A member of our unarmed team further described the situation:

"We made it through the crowd and around the corner directly next to the clouds and were checking in with individuals making sure if folks were in need of assistance. Another canister of gas went off and left us in the middle of the gas. Our eyes and throats began to burn, though we had done our best to cover ourselves. While walking through the gas, flash bangs began going off around us, and the unmistakable sound of pepper ball guns being fired. The crowd around us was screaming and running up the street the opposite direction of where the riot cops were marching towards us. We made our way to the top of the block, escorting a few individuals who were having trouble seeing through the gas. Threats of pepper spray were being announced over a speaker from the helicopter flying above us. In response we made a bottle of LAW mixture (Liquid Antacid Wash), to help assist those hit. We intercepted a number of people coming up the street and helped treat them before directing them to the safe zone at Civic Space Park. When the crowd stopped coming we began to make our way there as well. We reconvened at the park and folks formed a group to go back in for further crowd extraction from the dangerous areas."

As the scuffles in the streets continued, our fireteams worked to escort medics and wounded protesters, and to keep dispersal points open to prevent police or reactionary kettling. As the night continued and the situation in the streets deescalated, our teams worked their way back to Civic Space to decompress, hydrate, and rest.
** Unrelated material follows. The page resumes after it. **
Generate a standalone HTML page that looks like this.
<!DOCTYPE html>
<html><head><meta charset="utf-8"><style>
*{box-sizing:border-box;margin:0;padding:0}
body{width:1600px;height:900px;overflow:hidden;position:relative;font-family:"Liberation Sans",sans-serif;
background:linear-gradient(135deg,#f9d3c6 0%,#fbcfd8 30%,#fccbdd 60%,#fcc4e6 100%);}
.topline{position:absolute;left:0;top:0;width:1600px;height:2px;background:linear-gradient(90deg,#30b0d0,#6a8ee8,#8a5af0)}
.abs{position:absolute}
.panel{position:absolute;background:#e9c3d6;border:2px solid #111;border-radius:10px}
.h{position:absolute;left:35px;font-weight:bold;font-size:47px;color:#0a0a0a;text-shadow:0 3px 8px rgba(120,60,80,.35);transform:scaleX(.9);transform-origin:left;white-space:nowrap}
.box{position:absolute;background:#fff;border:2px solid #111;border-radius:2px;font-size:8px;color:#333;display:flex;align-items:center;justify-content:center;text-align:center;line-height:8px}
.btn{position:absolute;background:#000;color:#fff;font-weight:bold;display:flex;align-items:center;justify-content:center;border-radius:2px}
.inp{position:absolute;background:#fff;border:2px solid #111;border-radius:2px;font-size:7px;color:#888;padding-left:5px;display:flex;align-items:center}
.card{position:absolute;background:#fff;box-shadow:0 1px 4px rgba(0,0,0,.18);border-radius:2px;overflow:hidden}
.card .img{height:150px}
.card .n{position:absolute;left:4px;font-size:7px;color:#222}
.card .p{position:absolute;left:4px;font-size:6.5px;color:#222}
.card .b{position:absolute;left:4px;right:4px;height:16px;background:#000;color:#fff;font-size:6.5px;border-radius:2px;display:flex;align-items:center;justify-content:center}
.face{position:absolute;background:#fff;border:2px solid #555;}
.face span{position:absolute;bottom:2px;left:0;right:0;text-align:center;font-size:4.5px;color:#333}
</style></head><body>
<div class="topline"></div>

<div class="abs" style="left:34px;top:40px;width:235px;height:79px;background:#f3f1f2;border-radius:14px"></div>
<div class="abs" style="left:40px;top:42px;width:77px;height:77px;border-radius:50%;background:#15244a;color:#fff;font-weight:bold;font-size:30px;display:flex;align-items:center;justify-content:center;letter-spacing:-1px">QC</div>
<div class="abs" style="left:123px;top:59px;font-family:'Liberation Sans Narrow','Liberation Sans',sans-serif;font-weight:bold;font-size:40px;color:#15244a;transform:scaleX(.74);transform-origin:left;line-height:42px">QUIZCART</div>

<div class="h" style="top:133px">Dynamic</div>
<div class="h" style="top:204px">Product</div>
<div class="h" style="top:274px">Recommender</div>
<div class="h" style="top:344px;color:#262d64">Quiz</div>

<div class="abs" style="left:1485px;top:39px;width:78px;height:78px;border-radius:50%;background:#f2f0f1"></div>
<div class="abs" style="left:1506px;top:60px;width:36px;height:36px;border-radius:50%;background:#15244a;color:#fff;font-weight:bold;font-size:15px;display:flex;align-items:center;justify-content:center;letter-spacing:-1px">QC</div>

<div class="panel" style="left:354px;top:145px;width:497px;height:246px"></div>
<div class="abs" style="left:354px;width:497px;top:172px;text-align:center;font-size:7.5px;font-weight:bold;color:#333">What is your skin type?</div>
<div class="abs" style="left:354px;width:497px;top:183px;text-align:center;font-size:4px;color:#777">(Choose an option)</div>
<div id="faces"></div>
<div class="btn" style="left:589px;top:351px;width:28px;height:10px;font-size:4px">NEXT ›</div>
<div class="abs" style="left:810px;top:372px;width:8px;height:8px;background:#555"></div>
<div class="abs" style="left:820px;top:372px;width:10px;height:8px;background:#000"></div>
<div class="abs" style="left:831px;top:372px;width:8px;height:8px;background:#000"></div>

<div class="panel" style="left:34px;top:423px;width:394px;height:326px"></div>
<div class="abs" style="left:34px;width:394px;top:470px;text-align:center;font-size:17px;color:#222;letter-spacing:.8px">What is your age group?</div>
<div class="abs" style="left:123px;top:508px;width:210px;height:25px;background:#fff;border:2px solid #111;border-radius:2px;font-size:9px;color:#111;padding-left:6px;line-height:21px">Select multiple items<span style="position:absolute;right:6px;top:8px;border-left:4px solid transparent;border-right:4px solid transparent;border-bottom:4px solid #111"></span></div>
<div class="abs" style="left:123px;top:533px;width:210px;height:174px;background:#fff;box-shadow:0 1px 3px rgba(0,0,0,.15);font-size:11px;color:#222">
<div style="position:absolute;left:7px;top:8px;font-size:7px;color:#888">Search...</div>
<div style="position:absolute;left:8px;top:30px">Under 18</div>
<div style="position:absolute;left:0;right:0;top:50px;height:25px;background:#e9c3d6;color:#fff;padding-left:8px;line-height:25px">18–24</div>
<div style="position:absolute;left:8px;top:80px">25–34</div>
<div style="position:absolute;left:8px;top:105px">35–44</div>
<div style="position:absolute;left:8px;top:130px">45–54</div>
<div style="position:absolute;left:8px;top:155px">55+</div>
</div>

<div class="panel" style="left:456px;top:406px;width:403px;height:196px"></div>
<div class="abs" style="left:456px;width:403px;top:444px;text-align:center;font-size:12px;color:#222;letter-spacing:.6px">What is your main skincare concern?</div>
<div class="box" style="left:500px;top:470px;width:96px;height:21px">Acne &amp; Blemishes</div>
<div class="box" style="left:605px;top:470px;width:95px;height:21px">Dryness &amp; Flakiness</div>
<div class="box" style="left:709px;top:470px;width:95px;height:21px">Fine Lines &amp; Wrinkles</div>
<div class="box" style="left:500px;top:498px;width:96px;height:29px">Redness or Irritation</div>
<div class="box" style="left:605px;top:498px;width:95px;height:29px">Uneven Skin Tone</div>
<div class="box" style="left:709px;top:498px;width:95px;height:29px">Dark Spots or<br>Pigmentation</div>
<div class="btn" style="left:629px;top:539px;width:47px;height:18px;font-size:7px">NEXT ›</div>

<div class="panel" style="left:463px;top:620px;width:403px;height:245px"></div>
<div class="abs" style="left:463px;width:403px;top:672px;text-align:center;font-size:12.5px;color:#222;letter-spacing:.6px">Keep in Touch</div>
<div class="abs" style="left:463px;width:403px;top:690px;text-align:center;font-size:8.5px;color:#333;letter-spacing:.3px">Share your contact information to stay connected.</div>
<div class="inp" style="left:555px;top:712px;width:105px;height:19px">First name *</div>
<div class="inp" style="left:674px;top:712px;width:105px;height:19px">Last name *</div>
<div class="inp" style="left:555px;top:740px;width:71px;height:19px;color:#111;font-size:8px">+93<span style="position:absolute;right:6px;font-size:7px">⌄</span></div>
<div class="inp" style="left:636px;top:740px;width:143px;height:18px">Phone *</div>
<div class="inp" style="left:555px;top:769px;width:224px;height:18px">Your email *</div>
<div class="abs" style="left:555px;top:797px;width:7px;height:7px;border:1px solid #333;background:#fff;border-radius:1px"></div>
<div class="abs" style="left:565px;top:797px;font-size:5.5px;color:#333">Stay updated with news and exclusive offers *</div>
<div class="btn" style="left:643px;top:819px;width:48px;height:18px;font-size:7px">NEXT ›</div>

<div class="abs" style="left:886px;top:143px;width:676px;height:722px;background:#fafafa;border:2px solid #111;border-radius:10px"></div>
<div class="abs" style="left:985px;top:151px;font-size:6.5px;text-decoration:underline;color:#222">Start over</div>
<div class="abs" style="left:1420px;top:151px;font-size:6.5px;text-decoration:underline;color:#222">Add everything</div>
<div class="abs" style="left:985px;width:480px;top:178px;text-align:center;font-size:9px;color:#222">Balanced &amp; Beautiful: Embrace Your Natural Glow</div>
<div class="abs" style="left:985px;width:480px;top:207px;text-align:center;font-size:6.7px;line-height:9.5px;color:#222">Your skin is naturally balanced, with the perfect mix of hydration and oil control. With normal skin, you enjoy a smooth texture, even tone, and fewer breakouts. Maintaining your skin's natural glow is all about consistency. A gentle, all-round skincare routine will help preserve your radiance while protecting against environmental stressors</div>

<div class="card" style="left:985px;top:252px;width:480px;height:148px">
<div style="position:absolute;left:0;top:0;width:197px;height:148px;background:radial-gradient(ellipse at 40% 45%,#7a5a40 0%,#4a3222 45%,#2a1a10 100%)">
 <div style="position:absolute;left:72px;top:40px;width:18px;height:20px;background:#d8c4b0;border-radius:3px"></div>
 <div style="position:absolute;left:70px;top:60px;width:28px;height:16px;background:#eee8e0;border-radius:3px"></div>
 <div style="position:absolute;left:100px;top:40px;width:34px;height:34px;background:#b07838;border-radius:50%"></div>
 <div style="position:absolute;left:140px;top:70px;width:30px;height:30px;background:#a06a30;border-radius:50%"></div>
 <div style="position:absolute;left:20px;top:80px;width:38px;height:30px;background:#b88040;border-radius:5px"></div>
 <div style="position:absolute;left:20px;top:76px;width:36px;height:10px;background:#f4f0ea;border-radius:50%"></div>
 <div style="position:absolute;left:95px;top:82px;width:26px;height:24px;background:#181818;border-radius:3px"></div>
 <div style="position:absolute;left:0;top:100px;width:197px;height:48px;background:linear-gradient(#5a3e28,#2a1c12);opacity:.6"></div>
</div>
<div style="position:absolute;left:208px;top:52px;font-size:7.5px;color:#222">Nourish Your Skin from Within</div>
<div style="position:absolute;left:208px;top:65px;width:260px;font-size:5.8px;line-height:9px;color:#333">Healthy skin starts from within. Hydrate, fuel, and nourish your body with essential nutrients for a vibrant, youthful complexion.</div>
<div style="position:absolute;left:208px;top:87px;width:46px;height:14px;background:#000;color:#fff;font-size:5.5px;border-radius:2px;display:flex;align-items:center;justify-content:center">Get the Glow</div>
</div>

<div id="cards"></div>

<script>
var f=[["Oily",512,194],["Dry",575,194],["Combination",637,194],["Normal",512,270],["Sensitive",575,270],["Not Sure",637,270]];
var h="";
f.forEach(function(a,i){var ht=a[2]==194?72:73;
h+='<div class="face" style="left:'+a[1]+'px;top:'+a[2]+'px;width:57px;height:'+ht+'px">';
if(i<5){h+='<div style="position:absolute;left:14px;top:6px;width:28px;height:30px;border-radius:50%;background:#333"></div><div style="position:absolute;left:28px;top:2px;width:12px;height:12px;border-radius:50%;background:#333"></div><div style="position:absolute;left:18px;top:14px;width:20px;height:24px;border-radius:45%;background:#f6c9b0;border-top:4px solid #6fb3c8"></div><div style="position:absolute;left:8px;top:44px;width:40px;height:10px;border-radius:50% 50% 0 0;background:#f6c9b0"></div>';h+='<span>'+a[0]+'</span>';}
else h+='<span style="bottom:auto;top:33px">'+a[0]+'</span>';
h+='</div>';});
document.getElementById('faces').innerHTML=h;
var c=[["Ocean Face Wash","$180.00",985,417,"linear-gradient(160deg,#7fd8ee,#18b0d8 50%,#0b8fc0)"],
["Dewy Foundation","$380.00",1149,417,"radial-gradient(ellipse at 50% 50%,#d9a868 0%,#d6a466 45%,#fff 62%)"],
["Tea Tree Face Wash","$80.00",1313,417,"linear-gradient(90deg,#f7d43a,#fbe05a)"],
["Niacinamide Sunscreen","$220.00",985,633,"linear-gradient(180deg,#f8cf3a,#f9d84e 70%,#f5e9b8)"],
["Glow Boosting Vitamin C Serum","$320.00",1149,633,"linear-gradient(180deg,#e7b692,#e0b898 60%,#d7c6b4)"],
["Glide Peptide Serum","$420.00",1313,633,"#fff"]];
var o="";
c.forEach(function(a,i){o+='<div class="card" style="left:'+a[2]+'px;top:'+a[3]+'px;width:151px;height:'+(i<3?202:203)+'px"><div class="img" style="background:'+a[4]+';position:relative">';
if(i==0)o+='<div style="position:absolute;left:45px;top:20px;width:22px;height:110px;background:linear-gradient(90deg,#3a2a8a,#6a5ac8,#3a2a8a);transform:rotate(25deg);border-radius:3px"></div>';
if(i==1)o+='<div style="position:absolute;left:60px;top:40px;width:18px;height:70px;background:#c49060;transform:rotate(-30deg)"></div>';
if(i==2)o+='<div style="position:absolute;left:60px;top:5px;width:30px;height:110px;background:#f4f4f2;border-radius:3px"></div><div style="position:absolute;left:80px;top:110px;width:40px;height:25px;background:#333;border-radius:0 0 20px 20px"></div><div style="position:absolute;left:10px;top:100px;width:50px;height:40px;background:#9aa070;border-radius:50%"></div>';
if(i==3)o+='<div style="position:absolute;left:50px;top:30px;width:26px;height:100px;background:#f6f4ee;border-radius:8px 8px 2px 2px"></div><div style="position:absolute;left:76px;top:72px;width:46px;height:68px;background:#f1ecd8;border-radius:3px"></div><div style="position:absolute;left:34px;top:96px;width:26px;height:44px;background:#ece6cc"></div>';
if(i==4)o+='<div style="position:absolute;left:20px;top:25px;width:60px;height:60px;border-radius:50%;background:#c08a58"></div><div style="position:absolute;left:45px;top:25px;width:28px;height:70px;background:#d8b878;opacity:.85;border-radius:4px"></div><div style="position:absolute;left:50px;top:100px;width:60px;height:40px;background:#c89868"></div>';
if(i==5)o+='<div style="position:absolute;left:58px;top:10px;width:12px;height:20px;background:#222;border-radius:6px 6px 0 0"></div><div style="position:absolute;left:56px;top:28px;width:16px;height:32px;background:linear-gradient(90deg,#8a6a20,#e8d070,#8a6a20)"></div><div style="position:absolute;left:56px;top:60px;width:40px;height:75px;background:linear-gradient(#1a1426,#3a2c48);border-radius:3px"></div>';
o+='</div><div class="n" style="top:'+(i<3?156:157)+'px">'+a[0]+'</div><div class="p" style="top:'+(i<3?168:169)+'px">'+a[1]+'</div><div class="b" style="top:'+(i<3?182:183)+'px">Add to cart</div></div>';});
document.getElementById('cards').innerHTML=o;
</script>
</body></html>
After 9 hours in the streets, our teams safely left with everyone accounted for and no one arrested, although many members had a mixture of chemical weapons symptoms and related minor injuries.

Overall, our contributions to the night were just one small part of a much larger community event involving thousands of people from all walks of life, and representing a wide diversity of tactics. We hold so much love and solidarity for all those in the streets, especially all of the people we met including old friends and new. Our sincerest love and appreciation goes out to Phoenix Urban Health Collective, and the community of other organizations and people who held the streets and stood in opposition to white supremacy, and the political and social system designed to destroy our lives.